Boone County DBA search — how to look up a fictitious business name (MO)
A DBA search in Boone County, Missouri shows you who is operating a business under a name that is not their legal entity name. It does not tell you whether the entity is registered with the state, whether it can legally sign contracts, or whether it actually exists as a corporation or LLC. For credit underwriting, a DBA is a signal to dig deeper, not a substitute for a Secretary of State lookup.
What a DBA filing actually tells you
A fictitious business name filing (also called an assumed name or DBA) is a county-level record that says: “I am a person or legal entity, and I am doing business under this other name.” The filing typically shows the true legal name of the owner, the DBA name itself, the business address, the filing date, and an expiration date (usually 5 years in Missouri).
What it does not show is the legal structure of the owner. The owner might be a sole proprietor, a registered Missouri LLC, a corporation chartered in another state, or even an unregistered entity. The county clerk does not verify any of that. They just record the filing and collect the fee.
For underwriting purposes, a DBA record tells you the owner’s stated identity and the fact that they filed a name with the county. It does not qualify as proof of registration or legal standing.
How to search for a DBA in Boone County
Boone County, Missouri (which includes Columbia) maintains fictitious business name records through the county clerk’s office. You can search these records through the county’s online system by visiting the Boone County Assessor or Recorder of Deeds portal and looking for the assumed name or DBA search tool.
Search by the DBA name, the owner’s legal name, or sometimes by filing number if you have it. The search will return matching filings with the filing date, expiration date, and the registered owner’s name.
If the search returns no results, the DBA either does not exist, has expired, or was filed under a different name than what you are searching. Expiration does not remove the record from history, but it does mean the owner is no longer legally authorized to use that name.
When you find a filing, write down the owner’s legal name and the expiration date. Then move to your next step: confirming whether that owner is actually registered as a legal entity with the Missouri Secretary of State.
DBA ≠ registered entity
This is where most underwriters go wrong. A DBA filing proves that someone filed a name with the county clerk. It does not prove that the person or entity behind the DBA is registered, licensed, or legally able to sign a credit agreement.
Example: John Smith files a DBA called “Smith’s Plumbing” in Boone County. The DBA search returns John Smith as the owner, filing date last month, expiration five years out. You have now confirmed that John Smith is using that name. You have not confirmed that John Smith is a corporation, an LLC, a sole proprietor in good standing, or anyone who has passed state-level verification.
If the DBA lists an LLC as the owner (e.g., “Smith’s Plumbing LLC”), that LLC name must exist in the Missouri Secretary of State database, have current status, and have a registered agent. If the DBA lists a person, that person is operating as a sole proprietor unless you find a separate entity registration.
For credit files, the DBA search is a starting point. The registered entity (or lack of one) is what matters for risk.

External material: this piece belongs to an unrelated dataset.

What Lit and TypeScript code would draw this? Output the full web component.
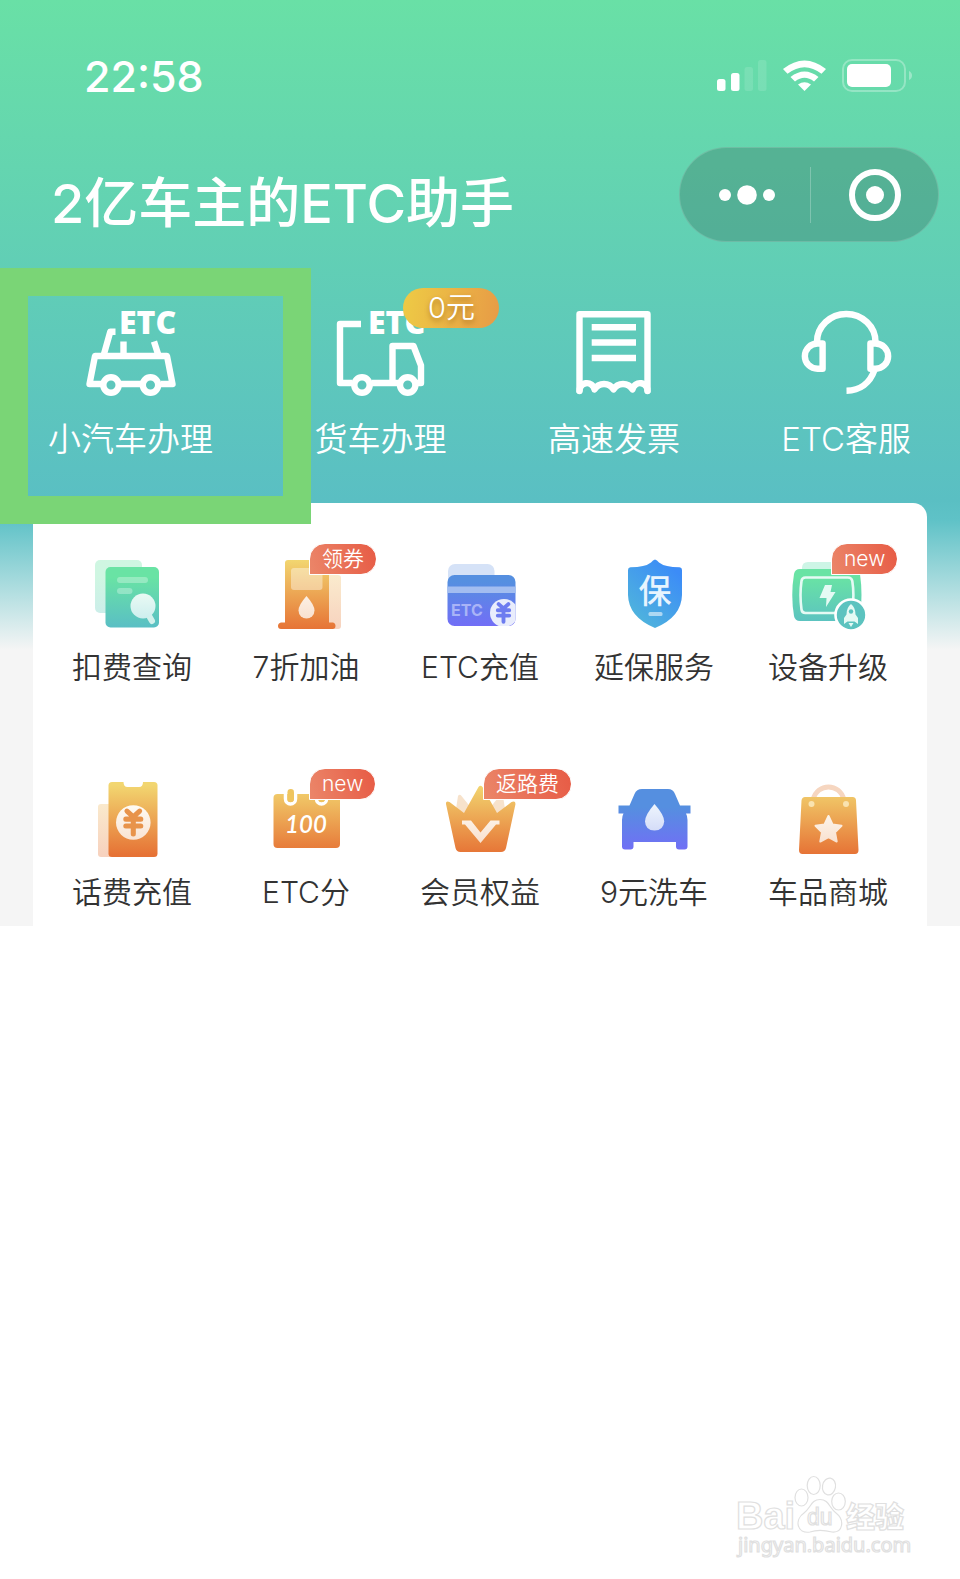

Why Boone County DBA search is part of underwriting, not the whole thing
DBA filings are easy to create, cheap to file, and infrequently audited by the county. They expire, but owners often let them expire and keep operating anyway. A current Boone County DBA with an active expiration date is less risky than a lapsed one, but it is still not a legal guarantee.
When you pull a DBA in Boone County, you have one data point: the owner’s stated identity and their claim to use that name. You still need to verify the legal entity, the business address, the UCC filings, and the FMCSA record (if the applicant is a motor carrier). The DBA tells you where to look next.
If the applicant tells you they operate under a DBA and you find no record in Boone County, they are either operating illegally under an unregistered name or they filed in a different county. Either way, that is a red flag that belongs in the credit memo.
Bottom line
A Boone County DBA search is a required step in verifying a Missouri business, but it is one piece of a much larger picture. The filing confirms the owner’s claimed identity and their right to use the business name at the county level. It does not confirm legal registration, good standing, or the ability to enter into a credit agreement. Always cross-check the DBA owner against the Missouri Secretary of State, county UCC records, and FMCSA if applicable. A consolidated verification report that pulls all of these sources at once saves time and reduces the risk of missing a structural problem that a DBA search alone cannot catch.